Given task: Leave out all pictures. Return exactly the lines from the top of the material through the line containing "import React from".

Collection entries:
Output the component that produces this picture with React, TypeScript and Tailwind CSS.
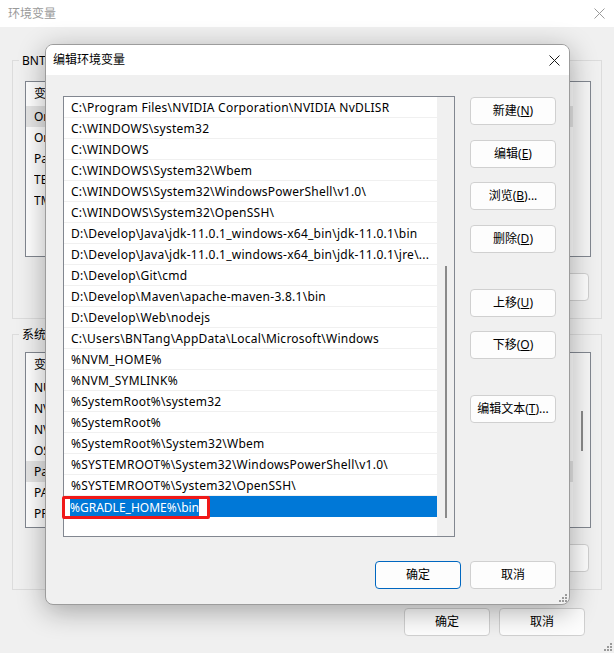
import React from "react";

const paths = [
  "C:\\Program Files\\NVIDIA Corporation\\NVIDIA NvDLISR",
  "C:\\WINDOWS\\system32",
  "C:\\WINDOWS",
  "C:\\WINDOWS\\System32\\Wbem",
  "C:\\WINDOWS\\System32\\WindowsPowerShell\\v1.0\\",
  "C:\\WINDOWS\\System32\\OpenSSH\\",
  "D:\\Develop\\Java\\jdk-11.0.1_windows-x64_bin\\jdk-11.0.1\\bin",
  "D:\\Develop\\Java\\jdk-11.0.1_windows-x64_bin\\jdk-11.0.1\\jre\\...",
  "D:\\Develop\\Git\\cmd",
  "D:\\Develop\\Maven\\apache-maven-3.8.1\\bin",
  "D:\\Develop\\Web\\nodejs",
  "C:\\Users\\BNTang\\AppData\\Local\\Microsoft\\Windows",
  "%NVM_HOME%",
  "%NVM_SYMLINK%",
  "%SystemRoot%\\system32",
  "%SystemRoot%",
  "%SystemRoot%\\System32\\Wbem",
  "%SYSTEMROOT%\\System32\\WindowsPowerShell\\v1.0\\",
  "%SYSTEMROOT%\\System32\\OpenSSH\\",
];

const userVars = [
  ["OneDrive", "C:\\Users\\BNTang\\OneDrive"],
  ["OneDriveConsumer", "C:\\Users\\BNTang\\OneDrive"],
  ["Path", "C:\\Users\\BNTang\\AppData\\Local\\Microsoft\\WindowsApps;"],
  ["TEMP", "C:\\Users\\BNTang\\AppData\\Local\\Temp"],
  ["TMP", "C:\\Users\\BNTang\\AppData\\Local\\Temp"],
];

const sysVars = [
  ["NUMBER_OF_PROCESSORS", "12"],
  ["NVCUDASAMPLES_ROOT", "C:\\ProgramData\\NVIDIA Corporation\\CUDA Samples"],
  ["NVTOOLSEXT_PATH", "C:\\Program Files\\NVIDIA Corporation\\NvToolsExt\\"],
  ["OS", "Windows_NT"],
  ["Path", "C:\\Program Files\\NVIDIA Corporation\\NVIDIA NvDLISR;"],
  ["PATHEXT", ".COM;.EXE;.BAT;.CMD;.VBS;.VBE;.JS;.JSE;.WSF;.WSH;.MSC"],
  ["PROCESSOR_ARCHITECTURE", "AMD64"],
];

const CloseIcon = ({ color }: { color: string }) => (
  <svg width="11" height="11" viewBox="0 0 11 11">
    <path d="M0.5 0.5L10.5 10.5M10.5 0.5L0.5 10.5" stroke={color} strokeWidth="1" />
  </svg>
);

const Grip = () => (
  <svg width="8" height="8" viewBox="0 0 8 8" fill="#9a9a9a">
    <rect x="6" y="0" width="2" height="2" />
    <rect x="3" y="3" width="2" height="2" />
    <rect x="6" y="3" width="2" height="2" />
    <rect x="0" y="6" width="2" height="2" />
    <rect x="3" y="6" width="2" height="2" />
    <rect x="6" y="6" width="2" height="2" />
  </svg>
);

const Btn = ({
  children,
  primary,
  className = "",
}: {
  children: React.ReactNode;
  primary?: boolean;
  className?: string;
}) => (
  <div
    className={
      "flex w-[86px] h-[28px] items-center justify-center rounded-[4px] border bg-[#fdfdfd] text-[12px] text-black " +
      (primary ? "border-[#0067c0] " : "border-[#d0d0d0] ") +
      className
    }
  >
    {children}
  </div>
);

const VarList = ({ rows, selected, thumb }: { rows: string[][]; selected: number; thumb?: boolean }) => (
  <div className="flex h-[176px] border border-[#828790] bg-white">
    <div className="flex-1 flex flex-col">
      <div className="flex h-[24px] items-center pl-[8px] text-[12px]">
        <span className="w-[150px]">变量</span>
        <span>值</span>
      </div>
      {rows.map((r, i) => (
        <div
          key={r[0]}
          className={"flex h-[21px] items-center pl-[8px] text-[12px] " + (i === selected ? "bg-[#e5e5e5]" : "")}
        >
          <span className="w-[150px] truncate">{r[0]}</span>
          <span className="w-[360px] truncate">{r[1]}</span>
        </div>
      ))}
    </div>
    <div className="w-[17px] bg-[#f7f7f7] flex justify-center">
      {thumb && <div className="mt-[58px] h-[40px] w-[2px] bg-[#8a8a8a]" />}
    </div>
  </div>
);

const GroupButtons = () => (
  <div className="mt-[16px] flex justify-end gap-[8px] pr-[2px]">
    <Btn className="h-[26px]">新建(<span className="underline">W</span>)...</Btn>
    <Btn className="h-[26px]">编辑(<span className="underline">I</span>)...</Btn>
    <Btn className="h-[26px]">删除(<span className="underline">L</span>)</Btn>
  </div>
);

export default function App() {
  return (
    <div className="relative w-[614px] h-[653px] overflow-hidden bg-[#f0f0f0] font-['Noto_Sans','Noto_Sans_CJK_SC',sans-serif] text-black">
      {/* background window: 环境变量 */}
      <div className="flex h-[27px] items-center justify-between bg-white pl-[8px] pr-[9px] text-[12px] text-[#9a9a9a]">
        <span>环境变量</span>
        <CloseIcon color="#9a9a9a" />
      </div>
      <div className="flex flex-col px-[12px] pt-[25px]">
        <fieldset className="border border-[#dcdcdc] pl-[12px] pr-[10px] pt-[12px] pb-[17px]">
          <legend className="ml-[-6px] px-[3px] text-[12px] leading-[17px]">BNTang 的用户变量(<span className="underline">U</span>)</legend>
          <VarList rows={userVars} selected={0} />
          <GroupButtons />
        </fieldset>
        <fieldset className="mt-[7px] border border-[#dcdcdc] pl-[12px] pr-[10px] pt-[9px] pb-[17px]">
          <legend className="ml-[-6px] px-[3px] text-[12px] leading-[17px]">系统变量(<span className="underline">S</span>)</legend>
          <VarList rows={sysVars} selected={4} thumb />
          <GroupButtons />
        </fieldset>
        <div className="mt-[18px] flex justify-end gap-[9px] pr-[17px]">
          <Btn>确定</Btn>
          <Btn>取消</Btn>
        </div>
      </div>
      <div className="absolute right-[2px] bottom-[2px]">
        <Grip />
      </div>

      {/* dialog: 编辑环境变量 */}
      <div className="absolute left-[45px] top-[44px] flex w-[525px] h-[561px] flex-col overflow-hidden rounded-[8px] border border-[#9c9c9c] bg-[#f0f0f0] shadow-[0_6px_28px_rgba(0,0,0,0.32)]">
        <div className="flex h-[30px] items-center justify-between bg-white pl-[7px] pr-[9px] text-[12px]">
          <span>编辑环境变量</span>
          <CloseIcon color="#1a1a1a" />
        </div>
        <div className="flex flex-1 flex-col pl-[17px] pr-[13px] pt-[21px]">
          <div className="flex">
            <div className="flex w-[392px] h-[441px] border border-[#828790] bg-white">
              <div className="flex flex-1 flex-col">
                {paths.map((p) => (
                  <div
                    key={p}
                    className="flex h-[21px] items-center border-b border-[#f0f0f0] pl-[7px] pt-[2px] text-[12px] tracking-[0.25px] whitespace-nowrap"
                  >
                    {p}
                  </div>
                ))}
                <div className="relative flex h-[21px] items-center bg-[#0078d7]">
                  <div className="absolute left-[-2px] top-[0px] flex h-[23px] w-[148px] items-center rounded-[2px] border-[3px] border-[#f01818] bg-white pl-[5px]">
                    <span className="bg-[#0078d7] leading-[17px] text-[12px] text-white">%GRADLE_HOME%\bin</span>
                  </div>
                </div>
              </div>
              <div className="flex w-[17px] justify-center bg-[#f0f0f0]">
                <div className="mt-[169px] h-[252px] w-[2px] bg-[#8a8a8a]" />
              </div>
            </div>
            <div className="ml-[15px] flex flex-col">
              <Btn className="mt-[1px]">新建(<span className="underline">N</span>)</Btn>
              <Btn className="mt-[15px]">编辑(<span className="underline">E</span>)</Btn>
              <Btn className="mt-[14px]">浏览(<span className="underline">B</span>)...</Btn>
              <Btn className="mt-[15px]">删除(<span className="underline">D</span>)</Btn>
              <Btn className="mt-[36px]">上移(<span className="underline">U</span>)</Btn>
              <Btn className="mt-[14px]">下移(<span className="underline">O</span>)</Btn>
              <Btn className="mt-[36px]">编辑文本(<span className="underline">T</span>)...</Btn>
            </div>
          </div>
          <div className="mt-[24px] flex justify-end gap-[9px]">
            <Btn primary>确定</Btn>
            <Btn>取消</Btn>
          </div>
        </div>
        <div className="absolute right-[2px] bottom-[2px]">
          <Grip />
        </div>
      </div>
    </div>
  );
}
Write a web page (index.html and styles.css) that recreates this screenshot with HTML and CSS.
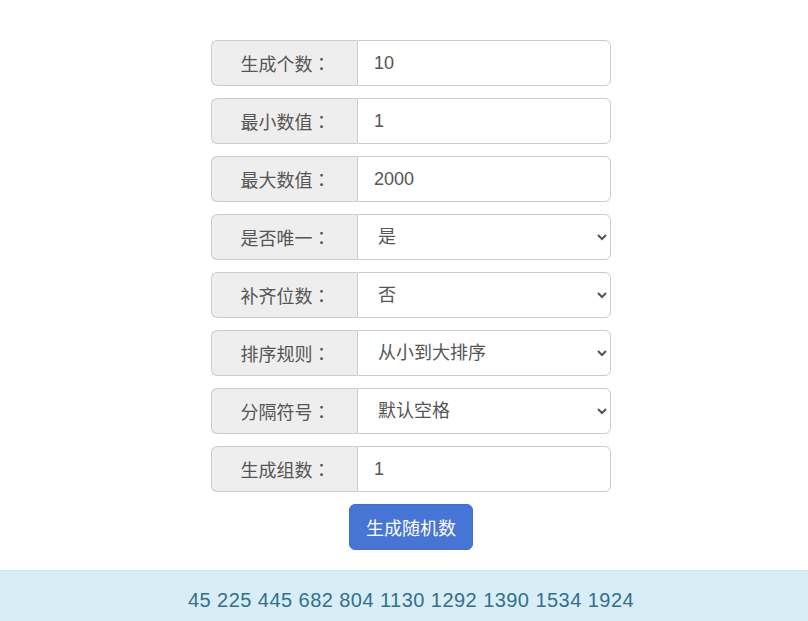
FILE: index.html
```html
<!DOCTYPE html>
<html lang="zh-CN">
<head>
<meta charset="utf-8">
<title>随机数生成器</title>
<link rel="stylesheet" href="styles.css">
</head>
<body>
<div class="main">
  <form class="form">
    <div class="group"><span class="addon">生成个数<span class="colon">：</span></span><input class="control" type="text" value="10"></div>
    <div class="group"><span class="addon">最小数值<span class="colon">：</span></span><input class="control" type="text" value="1"></div>
    <div class="group"><span class="addon">最大数值<span class="colon">：</span></span><input class="control" type="text" value="2000"></div>
    <div class="group"><span class="addon">是否唯一<span class="colon">：</span></span><select class="control select"><option>是</option><option>否</option></select></div>
    <div class="group"><span class="addon">补齐位数<span class="colon">：</span></span><select class="control select"><option>否</option><option>是</option></select></div>
    <div class="group"><span class="addon">排序规则<span class="colon">：</span></span><select class="control select"><option>从小到大排序</option><option>从大到小排序</option><option>不排序</option></select></div>
    <div class="group"><span class="addon">分隔符号<span class="colon">：</span></span><select class="control select"><option>默认空格</option><option>逗号</option><option>换行</option></select></div>
    <div class="group"><span class="addon">生成组数<span class="colon">：</span></span><input class="control" type="text" value="1"></div>
    <div class="actions"><button type="button" class="btn">生成随机数</button></div>
  </form>
</div>
<div class="result">45 225 445 682 804 1130 1292 1390 1534 1924</div>
</body>
</html>
```
FILE: styles.css
```css
* { box-sizing: border-box; }
html, body { margin: 0; padding: 0; background: #fff; }
body {
  font-family: "Liberation Sans", "Noto Sans CJK SC", sans-serif;
  color: #555;
}
.main { padding: 40px 0 0 14px; }
.form {
  width: 400px;
  margin: 0 auto;
  display: flex;
  flex-direction: column;
  gap: 12px;
}
.group {
  display: flex;
  height: 46px;
}
.addon {
  width: 146px;
  flex: none;
  display: flex;
  align-items: center;
  justify-content: center;
  background: #eee;
  border: 1px solid #ccc;
  border-right: none;
  border-radius: 6px 0 0 6px;
  font-size: 18px;
  color: #555;
  padding-left: 2px;
}
.colon { font-family: "Noto Sans CJK TC", sans-serif; }
.control {
  flex: 1;
  min-width: 0;
  height: 46px;
  border: 1px solid #ccc;
  border-radius: 0 6px 6px 0;
  padding: 0 16px;
  font-family: "Liberation Sans", "Noto Sans CJK SC", sans-serif;
  font-size: 18px;
  color: #555;
  background: #fff;
  outline: none;
}
.select { padding: 0 12px 0 16px; }
.actions {
  display: flex;
  justify-content: center;
}
.btn {
  width: 124px;
  height: 46px;
  border: 1px solid #3f6fd0;
  border-radius: 6px;
  background: #4675d6;
  color: #fff;
  font-family: "Liberation Sans", "Noto Sans CJK SC", sans-serif;
  font-size: 18px;
  padding: 0;
}
.result {
  margin-top: 20px;
  background: #d9edf7;
  border-top: 1px solid #bce8f1;
  color: #31708f;
  text-align: center;
  font-size: 20px;
  letter-spacing: 0.45px;
  line-height: 28px;
  padding: 15px 0 20px 14px;
}
```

Task output:
Output the component that produces this picture with React, TypeScript and Tailwind CSS.
import React from "react";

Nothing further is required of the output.